MONTREAL – Domtar remains bullish on the long-term prospects of its diaper business but rising acquisition costs may delay achieving growth targets, the company said Thursday in reporting higher than expected earnings that sent its shares soaring on the Toronto Stock Exchange.
Chief executive John Williams says the pulp and paper producer can achieve its goal of earning between US$300 million and US$500 million in EBITDA from its personal care business over time, but won’t overpay for an acquisition just to achieve the target more quickly.
“We want to be a prudent buyer … I’m determined not to blow my brains out in terms of an acquisition,” Williams said Thursday in a conference call with analysts after the company reported third-quarter results.
Domtar (TSX:UFS), which reports in U.S. dollars, realized US$96 million in adjusted EBITDA (pre-tax operating earnings) at the personal care division in the first three quarters of its fiscal year, up from $80 million in all of 2013.
During the third quarter, earnings in the division that makes adult incontinence products and infant diapers grew to $30 million from $22 million a year earlier. Revenues increased to $234 million from $175 million.
The results were a little softer than the second quarter, however, because of the seasonality in its European business and a weaker euro. Williams said he expects a strong improvement in the division in the coming quarter and into the start of the new fiscal year.
The company said it lost a couple of customers, something that masked progress in the quarter, including the addition of new equipment that will produce cost savings by using less raw material.
Earlier Thursday, the company beat expectations by posting $281 million of net income or $4.33 per share in the quarter ended Sept. 30 compared with $27 million or 41 cents per share a year earlier. The results were helped by more than $220 million worth of tax-related credits and improved operating earnings.
On TSX, the company’s stock closed up $4.56 or more than 11 per cent at C$45.15.
Excluding the impact of fuel tax credits and $2 million of restructuring costs in the quarter, the Montreal-based company earned US$61 million or 94 cents per share, up from $41 million or 63 cents per share in the third quarter of 2013, while revenue improved to US$1.4 billion from $1.385 billion.

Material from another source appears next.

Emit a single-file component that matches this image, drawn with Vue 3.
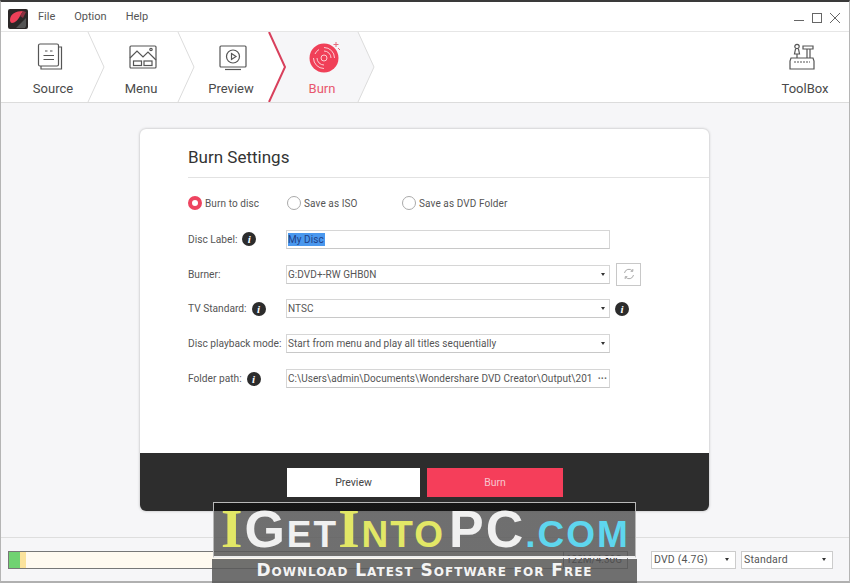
<template>
  <div class="window">
    <header class="menubar">
      <svg class="logo" width="20" height="20" viewBox="0 0 20 20">
        <rect width="20" height="20" rx="2" fill="#2b2727" />
        <path d="M2 11 C2 5 8 2 15 2 L12 7 C10 11 7 14 4 14 C3 14 2 13 2 11 Z" fill="#ee4058" />
        <path d="M12 7 L15 2 L18 3 L15 9 Z" fill="#8a3040" />
        <path d="M8 19 L18 9 V17 L17 19 Z" fill="#555" />
      </svg>
      <nav class="menu">
        <span v-for="m in menus" :key="m">{{ m }}</span>
      </nav>
      <div class="controls">
        <svg width="50" height="14" viewBox="0 0 50 14" fill="none" stroke="#666" stroke-width="1">
          <path d="M0 9.5 H10" />
          <rect x="18.5" y="2.5" width="9" height="9" />
          <path d="M36 2 L46 12 M46 2 L36 12" />
        </svg>
      </div>
    </header>

    <div class="tabs">
      <div v-for="t in tabs" :key="t.name" class="tab" :class="{ active: t.name === 'Burn' }">
        <svg v-if="t.name === 'Burn'" class="tab-bg" width="108" height="70" viewBox="0 0 108 70">
          <path d="M1 0 L17 35 L1 70 H90 L106 35 L90 0 Z" fill="#f6f6f8" />
          <path d="M1 0 L17 35 L1 70" fill="none" stroke="#d8405c" stroke-width="2" />
        </svg>
        <svg v-if="t.name !== 'Preview'" class="chevron" width="18" height="70" viewBox="0 0 18 70">
          <path d="M1 0 L17 35 L1 70" fill="none" stroke="#dcdcdc" />
        </svg>

        <svg v-if="t.name === 'Source'" class="tab-icon" width="28" height="28" viewBox="0 0 28 28" fill="none" stroke="#555" stroke-width="1.2">
          <rect x="1.5" y="1" width="20" height="22" rx="1.5" />
          <path d="M21.5 4 H24.5 V26 H4 V23" />
          <path d="M8 8 H10.5 M13 8 H15.5 M6.5 12.5 H17 M6.5 16.5 H17" />
        </svg>
        <svg v-else-if="t.name === 'Menu'" class="tab-icon" width="28" height="28" viewBox="0 0 28 28" fill="none" stroke="#555" stroke-width="1.2">
          <rect x="1" y="3" width="26" height="22" rx="1" />
          <path d="M1 15 L8 8 L14 14 L19 9 L27 17" />
          <circle cx="22" cy="6.5" r="1.2" />
          <rect x="4.5" y="18" width="8" height="4.5" />
          <rect x="15" y="18" width="8" height="4.5" />
        </svg>
        <svg v-else-if="t.name === 'Preview'" class="tab-icon" width="28" height="28" viewBox="0 0 28 28" fill="none" stroke="#555" stroke-width="1.2">
          <rect x="1" y="3" width="26" height="21" rx="1" />
          <circle cx="14" cy="13.5" r="6.5" />
          <path d="M12.5 10.5 L17 13.5 L12.5 16.5 Z" />
          <path d="M6 26.5 H22" />
        </svg>
        <svg v-else class="tab-icon burn-icon" width="32" height="32" viewBox="0 0 32 32" fill="none">
          <circle cx="15" cy="17" r="14.5" fill="#f04058" />
          <g stroke="#fff" stroke-width="1" opacity=".75">
            <circle cx="15" cy="17" r="3" />
            <path d="M15 10 A7 7 0 0 1 22 17 M15 24 A7 7 0 0 1 8 17" />
            <path d="M15 6.5 A10.5 10.5 0 0 1 25.5 17 M15 27.5 A10.5 10.5 0 0 1 4.5 17" />
            <path d="M6 13 A10 10 0 0 1 10 8.5" />
          </g>
          <path d="M27 1 V6 M24.5 3.5 H29.5 M29 7 L31 9" stroke="#e56a7c" stroke-width="1" />
        </svg>
        <span class="tab-name">{{ t.name }}</span>
      </div>
      <div class="tab toolbox">
        <svg class="tab-icon" width="28" height="28" viewBox="0 0 28 28" fill="none" stroke="#555" stroke-width="1.2">
          <path d="M3 15 H25 L26 18 V26 H2 V18 Z" />
          <path d="M6 19 H22" stroke-dasharray="2 1" />
          <circle cx="9" cy="3.5" r="2.2" />
          <path d="M7.5 6 L6.5 11 H11.5 L10.5 6 M9 11 V15" />
          <path d="M15 3 H25 V6 H15 Z M19 6 V15 M22 6 V15" />
        </svg>
        <span class="tab-name">ToolBox</span>
      </div>
    </div>

    <main class="content">
      <section class="card">
        <div class="card-main">
          <h1>Burn Settings</h1>
          <div class="radios">
            <label v-for="(r, i) in radios" :key="r.text" class="radio" :style="{ width: r.width + 'px' }">
              <span class="dot" :class="{ on: i === 0 }"></span>{{ r.text }}
            </label>
          </div>

          <div class="row">
            <div class="label">Disc Label:<i class="info">i</i></div>
            <div class="field"><span class="selected">My Disc</span></div>
          </div>
          <div class="row">
            <div class="label">Burner:</div>
            <div class="field">G:DVD+-RW GHB0N<b class="caret"></b></div>
            <button class="refresh">
              <svg width="12" height="12" viewBox="0 0 12 12" fill="none" stroke="#aaa" stroke-width="1">
                <path d="M1.5 5 A4.5 4.5 0 0 1 9.5 3 M10.5 7 A4.5 4.5 0 0 1 2.5 9" />
                <path d="M9.8 1 V3.3 H7.6 M2.2 11 V8.7 H4.4" />
              </svg>
            </button>
          </div>
          <div class="row">
            <div class="label">TV Standard:<i class="info">i</i></div>
            <div class="field">NTSC<b class="caret"></b></div>
            <i class="info after">i</i>
          </div>
          <div class="row">
            <div class="label">Disc playback mode:</div>
            <div class="field">Start from menu and play all titles sequentially<b class="caret"></b></div>
          </div>
          <div class="row">
            <div class="label">Folder path:<i class="info">i</i></div>
            <div class="field">
              <span class="path">C:\Users\admin\Documents\Wondershare DVD Creator\Output\201</span>
              <span class="dots">···</span>
            </div>
          </div>
        </div>
        <div class="card-foot">
          <button class="btn white">Preview</button>
          <button class="btn red">Burn</button>
        </div>
      </section>
    </main>

    <footer class="statusbar">
      <div class="capacity">
        <span class="used green"></span>
        <span class="used yellow"></span>
        <span class="amount">122M/4.30G</span>
      </div>
      <div class="pick disc">DVD (4.7G)<b class="caret"></b></div>
      <div class="pick std">Standard<b class="caret"></b></div>
    </footer>

    <div class="watermark">
      <div class="wm-top">
        <span class="y serif">I</span><span class="w big">G</span><span class="w">ET</span><span class="y serif">I</span><span class="y">NTO</span><span class="w big pc">PC</span><span class="c">.COM</span>
      </div>
      <div class="wm-bottom">Download Latest Software for Free</div>
    </div>
  </div>
</template>

<script setup>
const menus = ['File', 'Option', 'Help']
const tabs = [{ name: 'Source' }, { name: 'Menu' }, { name: 'Preview' }, { name: 'Burn' }]
const radios = [
  { text: 'Burn to disc', width: 99 },
  { text: 'Save as ISO', width: 115 },
  { text: 'Save as DVD Folder', width: 130 },
]
</script>

<style>
html, body {
  margin: 0;
  background: #fff;
}
</style>

<style scoped>
.window {
  position: relative;
  width: 850px;
  height: 583px;
  box-sizing: border-box;
  border-top: 2px solid #3a3a3a;
  border-left: 1px solid #b5b5b5;
  border-right: 1px solid #b5b5b5;
  border-bottom: 2px solid #b0b0b0;
  display: flex;
  flex-direction: column;
  font-family: Roboto, "Liberation Sans", sans-serif;
  color: #444;
  background: #fff;
}

.menubar {
  height: 30px;
  display: flex;
  align-items: center;
  padding-left: 7px;
  border-bottom: 1px solid #e6e6e6;
  box-sizing: border-box;
}
.logo { flex: none; margin-top: 4px; }
.menu {
  display: flex;
  gap: 19px;
  margin-left: 10px;
  font-size: 11px;
  color: #555;
}
.controls {
  margin-left: auto;
  margin-right: 5px;
  height: 14px;
}

.tabs {
  height: 71px;
  display: flex;
  box-sizing: border-box;
  border-bottom: 1px solid #dcdcdc;
}
.tab {
  position: relative;
  width: 90px;
  flex: none;
  display: flex;
  flex-direction: column;
  align-items: center;
  box-sizing: border-box;
}
.tab:nth-child(1) { width: 88px; padding-left: 16px; }
.tab:nth-child(1) .tab-icon { margin-right: 5px; }
.tab:nth-child(2), .tab:nth-child(3) { padding-left: 14px; }
.tab:nth-child(2) .tab-icon, .tab:nth-child(3) .tab-icon { margin-left: 3px; }
.tab:nth-child(4) { padding-left: 16px; }
.tab-bg {
  position: absolute;
  left: -1px;
  top: 0;
}
.chevron {
  position: absolute;
  right: -16px;
  top: 0;
  z-index: 1;
}
.tab-icon {
  position: relative;
  margin-top: 11px;
  height: 28px;
}
.tab .burn-icon {
  margin-top: 9px;
  height: 32px;
  margin-bottom: -2px;
  margin-left: 5px;
}
.tab-name {
  position: relative;
  margin-top: 10px;
  font-size: 13px;
  color: #4a4a4a;
}
.active .tab-name { color: #e8566e; }
.toolbox { margin-left: auto; width: 70px; margin-right: 9px; }
.toolbox .tab-icon { margin-right: 6px; }

.content {
  flex: 1;
  background: #f6f6f8;
  padding-top: 26px;
  padding-left: 139px;
  box-sizing: border-box;
  min-height: 0;
}
.card {
  width: 569px;
  height: 382px;
  background: #fff;
  border-radius: 6px;
  box-shadow: 0 0 3px rgba(0, 0, 0, .28);
  display: flex;
  flex-direction: column;
  overflow: hidden;
}
.card-main {
  flex: 1;
  padding-left: 48px;
}
h1 {
  margin: 0;
  height: 49px;
  line-height: 56px;
  font-size: 17px;
  font-weight: 400;
  color: #333;
  border-bottom: 1px solid #e2e2e2;
  box-sizing: border-box;
}
.radios {
  display: flex;
  align-items: center;
  height: 44px;
  padding-top: 6px;
  box-sizing: border-box;
}
.radio {
  display: flex;
  align-items: center;
  gap: 3px;
  font-size: 10px;
  color: #555;
  letter-spacing: .1px;
  box-sizing: border-box;
}
.dot {
  width: 14px;
  height: 14px;
  border-radius: 50%;
  border: 1px solid #aaa;
  box-sizing: border-box;
  background: #fff;
}
.dot.on {
  border: 4px solid #ee4460;
}
.row {
  height: 34.8px;
  display: flex;
  align-items: center;
}
.label {
  width: 98px;
  flex: none;
  display: flex;
  align-items: center;
  gap: 5px;
  color: #555;
  font-size: 10.2px;
  white-space: nowrap;
}
.field {
  position: relative;
  width: 324px;
  height: 19px;
  box-sizing: border-box;
  border: 1px solid #d6d6d6;
  border-bottom-color: #c8c8c8;
  padding-left: 1px;
  display: flex;
  align-items: center;
  color: #555;
  font-size: 10px;
  letter-spacing: .06px;
  white-space: nowrap;
  overflow: hidden;
}
.selected {
  background: #4a98ee;
  color: #1f3f86;
  line-height: 13px;
  padding-right: 1px;
}
.caret {
  position: absolute;
  right: 4px;
  top: 7px;
  border: 2.5px solid transparent;
  border-top: 3px solid #333;
  border-bottom: 0;
}
.path {
  width: 304px;
  overflow: hidden;
}
.dots {
  position: absolute;
  right: 2px;
  font-weight: 700;
  color: #666;
}
.info {
  width: 14px;
  height: 14px;
  flex: none;
  border-radius: 50%;
  background: #2c2c2c;
  color: #fff;
  font: italic 700 11px/14px "Liberation Serif", serif;
  text-align: center;
}
.info.after { margin-left: 5px; }
.refresh {
  width: 25px;
  height: 23px;
  margin-left: 6px;
  padding: 0;
  background: #fff;
  border: 1px solid #c8c8c8;
  display: flex;
  align-items: center;
  justify-content: center;
}

.card-foot {
  height: 58px;
  flex: none;
  background: #2d2d2d;
  display: flex;
  align-items: center;
  padding-left: 147px;
  gap: 7px;
}
.btn {
  height: 29px;
  border: 0;
  padding: 0;
  font-family: Roboto, "Liberation Sans", sans-serif;
  font-size: 10.5px;
}
.white { width: 133px; background: #fff; color: #444; }
.red { width: 136px; background: #f53e5a; color: #f7c5cd; }

.statusbar {
  height: 44px;
  flex: none;
  display: flex;
  align-items: flex-start;
  padding: 13px 0 0 7px;
  box-sizing: border-box;
  background: #f6f6f8;
  border-top: 1px solid #dedede;
}
.capacity {
  position: relative;
  width: 620px;
  height: 18px;
  box-sizing: border-box;
  border: 1px solid #777;
  background: #fffaf0;
  display: flex;
}
.used { height: 100%; }
.green { width: 11px; background: #70d272; }
.yellow { width: 6px; background: #fbe39c; }
.amount {
  position: absolute;
  right: 0;
  top: 0;
  width: 64px;
  height: 16px;
  box-sizing: border-box;
  border-left: 1px solid #777;
  padding-left: 2px;
  line-height: 16px;
  font-size: 10px;
  color: #222;
  background: #f6f6f8;
}
.pick {
  position: relative;
  height: 18px;
  box-sizing: border-box;
  border: 1px solid #ccc;
  background: #fff;
  font-size: 10.5px;
  line-height: 16px;
  padding-left: 2px;
  color: #555;
  letter-spacing: .2px;
}
.disc { width: 85px; margin-left: 23px; }
.std { width: 92px; margin-left: 5px; }
.pick .caret { top: 6px; right: 6px; }

.watermark {
  position: absolute;
  left: 211px;
  top: 500px;
  width: 425px;
  color: #fff;
}
.wm-top {
  height: 56px;
  box-sizing: border-box;
  margin: 0 1px;
  border: 1px solid #b8b8b8;
  border-bottom: 2px solid #eee;
  background: linear-gradient(rgba(20, 20, 20, .9) 0 8px, rgba(89, 89, 89, .86) 8px);
  font: 700 37px/52px "Liberation Sans", sans-serif;
  white-space: nowrap;
  padding-left: 7px;
  letter-spacing: 2px;
}
.big { font-size: 52px; }
.pc { margin-left: 4px; }
.serif { font-family: "Liberation Serif", serif; font-size: 55px; }
.y { color: #e2e766; }
.w { color: #f0f0f0; }
.c { color: #5ed6ee; }
.wm-bottom {
  height: 25px;
  margin-top: 1px;
  background: rgba(89, 89, 89, .86);
  font: 700 17px/23px "DejaVu Sans", sans-serif;
  font-variant: small-caps;
  text-align: center;
  letter-spacing: 1px;
  white-space: nowrap;
  color: #f4f4f4;
}
</style>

Analysts polled by Thomson Reuters had, on average, forecast adjusted earnings of 81 cents per share on revenue of $1.45 billion.
The quarter included a $204 million deferred tax credit for the settlement of U.S. tax audits, mainly related to alternative fuel tax credits. It also recognized $18 million of deferred alternative fuel tax credits.
The pulp and paper segment’s adjusted EBITDA was US$148 million on $1.19 billion of revenues, compared with $145 million on $1.2 billion of sales a year earlier.
Analyst Leon Aghazarian of National Bank Financial lowered his target price for Domtar to $50 from $55 even as the issue moved higher in trading Thursday.
“We believe that today’s stock price performance is warranted (with more upside remaining), (but) we trim our target to reflect a more cautious near-term pulp outlook,” he wrote in a report.
Domtar said it expects paper shipments will decrease in the fourth quarter due to seasonality.
Meanwhile, it is conducting a feasibility study to determine if it will seek U.S. government permission to establish a master limited partnership for some of its operations — a structure several forestry products companies are evaluating in a bid to lower taxes and boost their share price.
Chief financial officer Daniel Buron said the company first needs to determine if income generated from producing uncoated free sheet paper from virgin fibre can qualify under Internal Revenue Service rules about MLPs.
“If the answer to the question is no, obviously the rest is useless,” he said.
North America’s largest producer of uncoated freesheet, or office printer-copier paper, has been adjusting to a three to five per cent annual reduction in paper use by transforming some mills and expanding its personal care business.
Since 2011, it has completed five acquisitions of adult incontinence and infant diaper companies.